Some of the views stated by M. Lévi have been discussed by M. Specht in the Journal Asiatique, July-Dec., 1897, pp. 152 ff., in an article entitled Les Indo-Scythes et l'époque du règne de Kanichka. But he seems to be not quite fair to M. Lévi. After stating that the date generally taken by scholars for the crowning of Kanishka is 78 A. D., he goes on to say: "Now M. Lévi, relying "principally on the Acts of St. Thomas, thinks he can revise all this chronology, without having "previously examined the historical value of the work, which has been placed by the Council of Rome "of 494 among the apocryphal books."
We do not read M. Lévi as relying principally upon the Acts of St. Thomas. Our readers may judge from the translations above. The use he makes of the Acts is merely supplementary to what he has drawn from Chinese sources. Having shewn reasons for believing that Kanishka's reign must be dated from about B. C. 5, he comes to the Acts, and suggests (he hardly does more)that the Mazdeo mentioned in them is perhaps Vasudeva.
In view of the literature on the subject quoted by M. Lévi, and the way in which he has treated it, it seems more than unreasonable to state that he did not previously examine the historical value of the work. M. Lévi has not treated the Acts as historical, but, like other scholars, as an ancient legend, which seems to have preserved some fragments of historical value. M. Specht's reference to the "Council of Rome of 494" is singularly out of place. The condemnation of a book in the fifth century, on account of Gnostic or other false doctrine contained in it, is no evidence for or against its historical value for us nowadays.
Apart from this, we have no means of ascertaining if the work condemned with others in the Gelasian Decree, as it is called, to which M. Specht alludes, was really the Acts of St. Thomas, as we now have them. It may have been, or it may have been something like them; but all the information we have is the following words, in a list of 63 works not received by the Church and to be avoided: "Actus nomine Thomae Apostoli, libri X. apocryphi" (see Migne, Patrologia lat., Vol. 59, Paris, 1847, col. 162). None of the versions of the Acts we now have are divided into ten books.
Further, the true date and history of this decree are not at all settled, though probably the date 494 is not far out (see F. J. Hort, Notes introductory to the study of the Clementine Recognitions, 1901, p. 65).

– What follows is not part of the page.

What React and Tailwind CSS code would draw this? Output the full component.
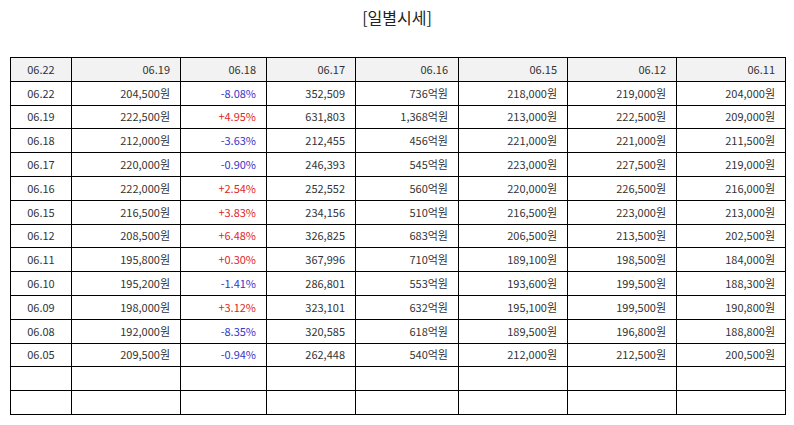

M. Specht goes altogether too far when he adds: "It is relying upon this datum, so fragile, of "the identification of Misdeos with Vasudeva, that M. Lévi thinks he is able to upset all the labours "of his predecessors." So, also, when he states that M. Lévi takes the date of the martyrdom of St. Thomas as 21 December, A. D. 68. M. Lévi does not do so: he merely mentions in a footnote that the Christians of St. Thomas so date the martyrdom.